WHAT YOU WILL DO
Every line holding the string "with" should be gathered.

DATASET ROWS
▼▼▼
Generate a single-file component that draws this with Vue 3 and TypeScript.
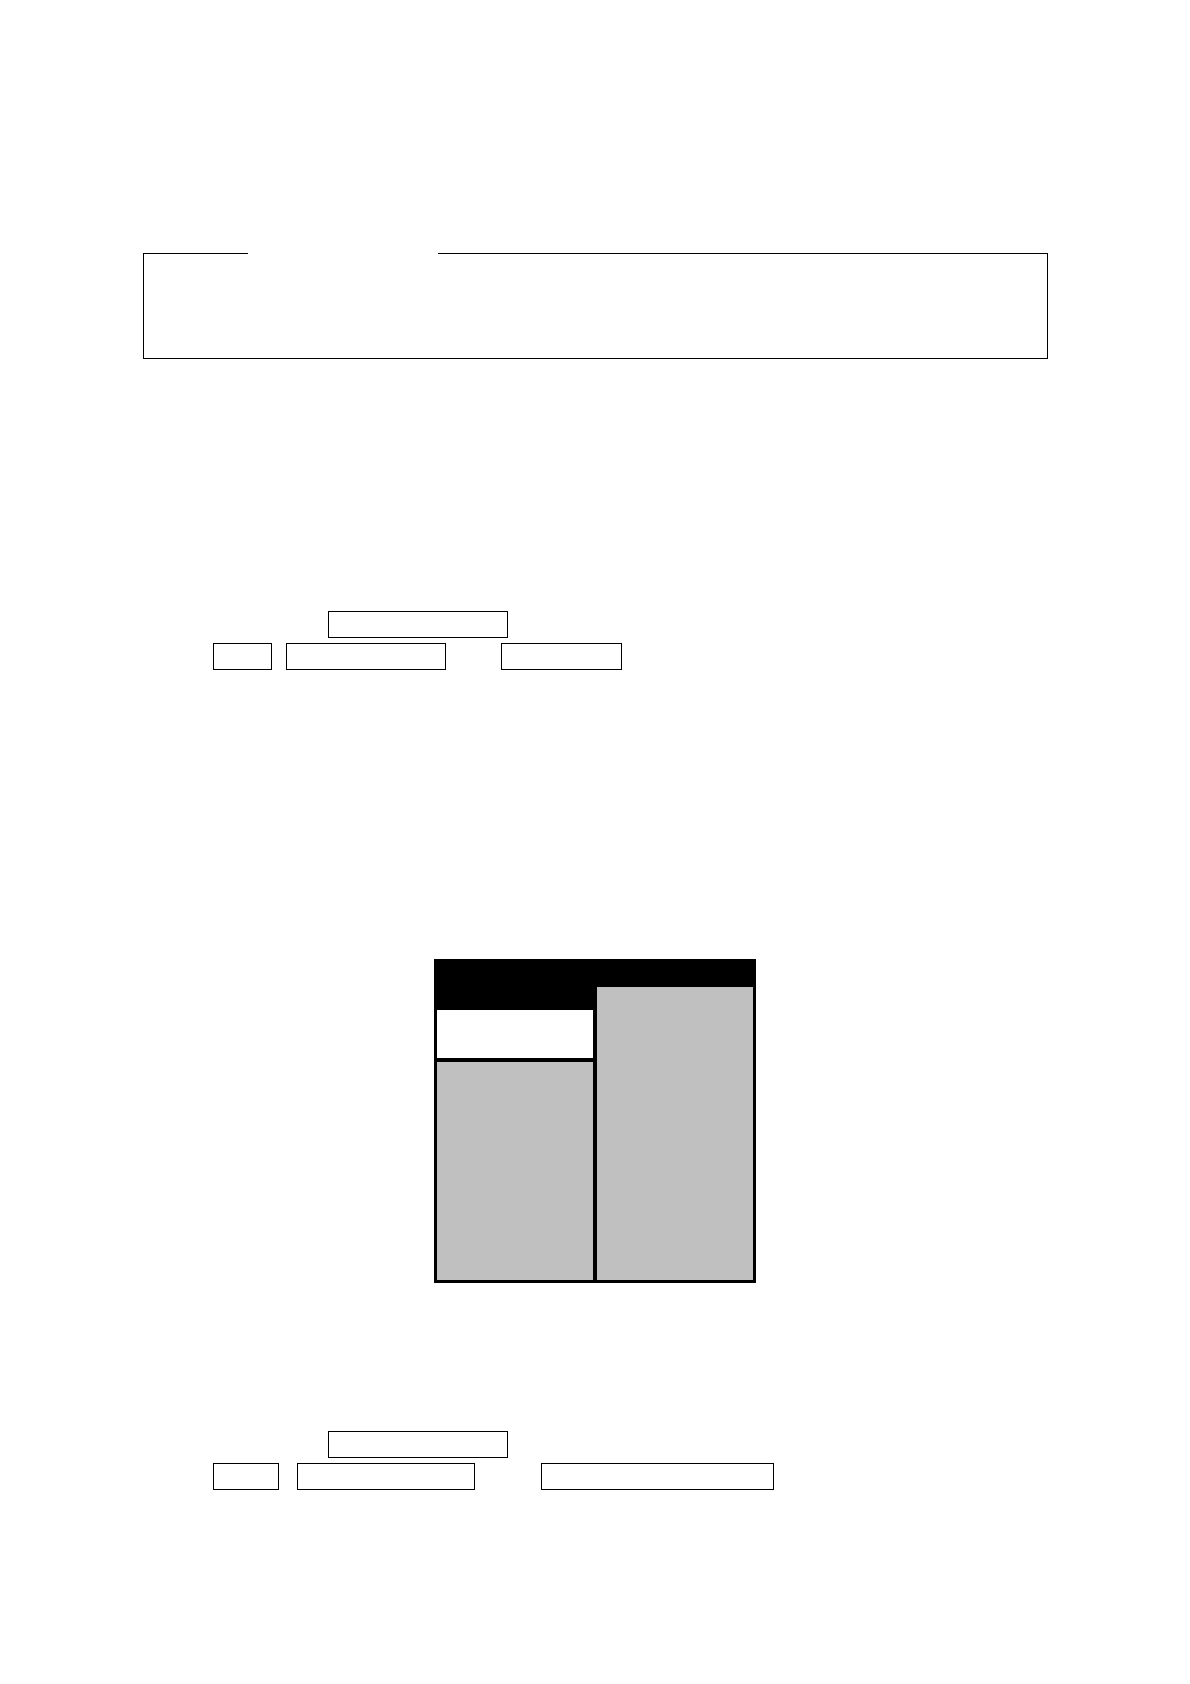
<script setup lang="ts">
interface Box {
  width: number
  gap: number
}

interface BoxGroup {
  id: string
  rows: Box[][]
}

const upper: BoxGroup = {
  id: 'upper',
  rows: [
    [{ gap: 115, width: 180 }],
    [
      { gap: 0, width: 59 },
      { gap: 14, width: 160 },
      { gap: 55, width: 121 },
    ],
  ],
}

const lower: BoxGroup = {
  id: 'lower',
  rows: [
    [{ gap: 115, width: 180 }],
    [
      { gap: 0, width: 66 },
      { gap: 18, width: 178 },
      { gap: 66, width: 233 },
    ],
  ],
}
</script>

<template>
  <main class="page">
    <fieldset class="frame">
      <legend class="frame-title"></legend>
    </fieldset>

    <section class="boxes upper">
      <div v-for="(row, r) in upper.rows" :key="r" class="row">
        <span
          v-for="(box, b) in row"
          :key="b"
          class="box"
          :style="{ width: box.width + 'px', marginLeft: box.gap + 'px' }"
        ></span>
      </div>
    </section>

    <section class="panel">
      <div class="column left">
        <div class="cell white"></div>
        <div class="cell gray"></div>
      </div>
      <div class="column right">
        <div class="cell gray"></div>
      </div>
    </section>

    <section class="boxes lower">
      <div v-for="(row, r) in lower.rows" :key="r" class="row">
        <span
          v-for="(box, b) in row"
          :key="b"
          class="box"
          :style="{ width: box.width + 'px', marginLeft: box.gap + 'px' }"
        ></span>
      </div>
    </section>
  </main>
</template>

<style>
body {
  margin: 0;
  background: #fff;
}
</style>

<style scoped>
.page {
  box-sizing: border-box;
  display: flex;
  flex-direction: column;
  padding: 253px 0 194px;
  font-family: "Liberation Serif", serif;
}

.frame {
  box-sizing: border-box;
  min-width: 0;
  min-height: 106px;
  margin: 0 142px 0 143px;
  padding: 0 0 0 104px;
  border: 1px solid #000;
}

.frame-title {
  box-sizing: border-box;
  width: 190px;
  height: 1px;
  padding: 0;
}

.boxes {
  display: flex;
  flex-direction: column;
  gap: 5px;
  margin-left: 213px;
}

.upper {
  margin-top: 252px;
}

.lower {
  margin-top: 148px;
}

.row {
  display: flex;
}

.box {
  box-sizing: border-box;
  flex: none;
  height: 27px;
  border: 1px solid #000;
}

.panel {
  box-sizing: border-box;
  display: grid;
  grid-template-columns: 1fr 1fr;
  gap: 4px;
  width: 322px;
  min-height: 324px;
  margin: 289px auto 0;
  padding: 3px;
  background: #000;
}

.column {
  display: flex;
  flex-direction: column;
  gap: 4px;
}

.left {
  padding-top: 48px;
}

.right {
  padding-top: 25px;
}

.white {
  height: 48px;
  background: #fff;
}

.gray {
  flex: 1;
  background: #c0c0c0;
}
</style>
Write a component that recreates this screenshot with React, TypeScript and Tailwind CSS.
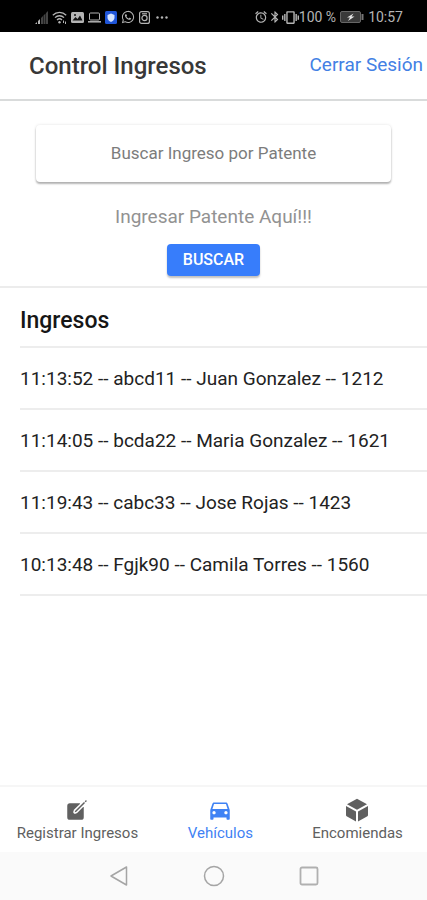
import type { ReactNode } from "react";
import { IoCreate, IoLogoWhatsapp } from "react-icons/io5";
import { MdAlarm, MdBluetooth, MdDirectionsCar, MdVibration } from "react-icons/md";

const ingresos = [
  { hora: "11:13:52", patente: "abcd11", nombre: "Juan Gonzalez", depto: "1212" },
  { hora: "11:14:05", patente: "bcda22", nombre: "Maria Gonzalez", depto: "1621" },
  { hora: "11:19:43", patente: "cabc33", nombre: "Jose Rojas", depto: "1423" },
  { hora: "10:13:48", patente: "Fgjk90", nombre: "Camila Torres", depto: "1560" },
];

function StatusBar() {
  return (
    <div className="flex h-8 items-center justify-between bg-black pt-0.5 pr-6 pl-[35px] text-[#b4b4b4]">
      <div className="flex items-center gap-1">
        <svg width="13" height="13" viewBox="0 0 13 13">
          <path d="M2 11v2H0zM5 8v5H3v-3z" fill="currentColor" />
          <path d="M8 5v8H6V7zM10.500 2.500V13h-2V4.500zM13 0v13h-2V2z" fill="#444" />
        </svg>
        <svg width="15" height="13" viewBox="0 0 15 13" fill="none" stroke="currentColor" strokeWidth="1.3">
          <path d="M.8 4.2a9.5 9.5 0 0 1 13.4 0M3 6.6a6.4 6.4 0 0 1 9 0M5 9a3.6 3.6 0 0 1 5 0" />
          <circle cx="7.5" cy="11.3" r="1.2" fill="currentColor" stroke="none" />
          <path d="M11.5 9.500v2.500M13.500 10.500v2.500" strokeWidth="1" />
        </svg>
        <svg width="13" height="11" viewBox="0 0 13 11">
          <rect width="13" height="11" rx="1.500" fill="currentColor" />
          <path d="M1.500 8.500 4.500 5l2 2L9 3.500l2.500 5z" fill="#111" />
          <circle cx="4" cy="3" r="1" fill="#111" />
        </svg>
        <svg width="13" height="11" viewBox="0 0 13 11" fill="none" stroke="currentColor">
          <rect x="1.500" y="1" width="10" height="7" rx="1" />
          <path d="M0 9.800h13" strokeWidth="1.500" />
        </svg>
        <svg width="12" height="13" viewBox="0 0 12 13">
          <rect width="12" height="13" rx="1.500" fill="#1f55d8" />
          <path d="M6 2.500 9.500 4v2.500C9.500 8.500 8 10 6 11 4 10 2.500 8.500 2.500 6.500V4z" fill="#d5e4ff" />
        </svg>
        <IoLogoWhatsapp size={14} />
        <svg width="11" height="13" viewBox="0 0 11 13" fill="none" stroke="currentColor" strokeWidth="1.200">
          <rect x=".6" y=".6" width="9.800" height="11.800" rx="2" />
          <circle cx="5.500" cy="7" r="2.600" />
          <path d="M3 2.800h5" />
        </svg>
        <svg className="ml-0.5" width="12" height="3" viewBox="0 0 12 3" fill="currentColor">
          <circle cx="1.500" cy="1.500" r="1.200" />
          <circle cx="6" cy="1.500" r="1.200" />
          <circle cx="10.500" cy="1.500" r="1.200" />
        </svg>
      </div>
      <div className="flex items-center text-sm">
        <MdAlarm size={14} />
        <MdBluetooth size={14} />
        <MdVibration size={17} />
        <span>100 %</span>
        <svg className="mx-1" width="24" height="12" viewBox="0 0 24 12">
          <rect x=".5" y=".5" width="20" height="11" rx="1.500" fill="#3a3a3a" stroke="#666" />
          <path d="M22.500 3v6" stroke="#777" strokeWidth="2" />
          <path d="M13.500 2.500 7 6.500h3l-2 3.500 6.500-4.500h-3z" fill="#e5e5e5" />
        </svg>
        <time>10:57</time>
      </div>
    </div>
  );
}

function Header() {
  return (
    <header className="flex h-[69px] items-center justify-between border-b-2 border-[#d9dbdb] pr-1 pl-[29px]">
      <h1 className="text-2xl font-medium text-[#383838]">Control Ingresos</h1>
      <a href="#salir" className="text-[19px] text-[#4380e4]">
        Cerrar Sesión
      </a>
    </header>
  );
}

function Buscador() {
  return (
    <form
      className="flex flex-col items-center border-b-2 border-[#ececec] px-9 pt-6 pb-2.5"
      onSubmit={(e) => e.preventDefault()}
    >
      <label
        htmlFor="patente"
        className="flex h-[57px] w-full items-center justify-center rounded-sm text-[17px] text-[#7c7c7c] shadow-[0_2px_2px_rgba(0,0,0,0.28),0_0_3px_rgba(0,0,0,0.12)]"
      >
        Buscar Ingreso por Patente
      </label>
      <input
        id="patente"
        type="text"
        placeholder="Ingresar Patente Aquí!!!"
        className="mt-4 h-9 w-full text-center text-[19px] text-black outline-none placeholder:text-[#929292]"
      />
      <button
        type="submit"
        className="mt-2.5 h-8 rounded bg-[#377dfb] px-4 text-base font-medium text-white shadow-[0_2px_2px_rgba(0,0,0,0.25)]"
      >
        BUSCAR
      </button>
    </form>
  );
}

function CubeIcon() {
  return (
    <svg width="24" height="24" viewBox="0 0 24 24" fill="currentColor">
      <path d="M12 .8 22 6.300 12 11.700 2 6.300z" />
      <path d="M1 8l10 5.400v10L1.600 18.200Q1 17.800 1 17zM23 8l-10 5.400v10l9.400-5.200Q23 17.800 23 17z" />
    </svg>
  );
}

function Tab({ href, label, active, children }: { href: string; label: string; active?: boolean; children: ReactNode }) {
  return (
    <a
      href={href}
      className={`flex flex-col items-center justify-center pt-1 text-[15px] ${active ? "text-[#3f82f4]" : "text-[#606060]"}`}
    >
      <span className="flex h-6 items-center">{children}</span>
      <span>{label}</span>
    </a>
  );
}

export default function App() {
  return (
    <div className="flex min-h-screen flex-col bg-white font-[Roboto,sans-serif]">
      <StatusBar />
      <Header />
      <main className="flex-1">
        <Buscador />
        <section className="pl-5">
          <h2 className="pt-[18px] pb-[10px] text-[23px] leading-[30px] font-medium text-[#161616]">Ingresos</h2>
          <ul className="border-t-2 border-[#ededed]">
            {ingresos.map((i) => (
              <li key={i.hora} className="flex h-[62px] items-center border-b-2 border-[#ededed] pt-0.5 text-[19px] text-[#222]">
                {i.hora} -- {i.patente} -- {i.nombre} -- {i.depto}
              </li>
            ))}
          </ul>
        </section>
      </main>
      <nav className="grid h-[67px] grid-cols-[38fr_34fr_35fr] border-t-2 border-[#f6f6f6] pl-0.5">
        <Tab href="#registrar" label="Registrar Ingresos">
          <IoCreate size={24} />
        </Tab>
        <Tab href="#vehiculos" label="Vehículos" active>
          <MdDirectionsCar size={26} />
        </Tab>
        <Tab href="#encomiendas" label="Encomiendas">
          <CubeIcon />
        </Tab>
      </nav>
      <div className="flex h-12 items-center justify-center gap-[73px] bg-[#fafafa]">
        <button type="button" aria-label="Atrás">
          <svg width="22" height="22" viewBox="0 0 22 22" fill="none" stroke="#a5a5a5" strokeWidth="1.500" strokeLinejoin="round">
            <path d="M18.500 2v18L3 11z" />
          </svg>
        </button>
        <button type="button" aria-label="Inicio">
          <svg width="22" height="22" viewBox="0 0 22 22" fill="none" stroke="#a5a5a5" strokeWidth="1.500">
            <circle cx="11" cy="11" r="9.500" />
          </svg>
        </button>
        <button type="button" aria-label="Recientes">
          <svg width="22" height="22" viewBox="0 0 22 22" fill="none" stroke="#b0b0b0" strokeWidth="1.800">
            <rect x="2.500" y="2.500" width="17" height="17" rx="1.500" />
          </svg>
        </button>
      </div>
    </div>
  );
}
▲▲▲
ANSWER TO THIS TASK
Generate a single-file component that draws this with Vue 3 and TypeScript.
Write a component that recreates this screenshot with React, TypeScript and Tailwind CSS.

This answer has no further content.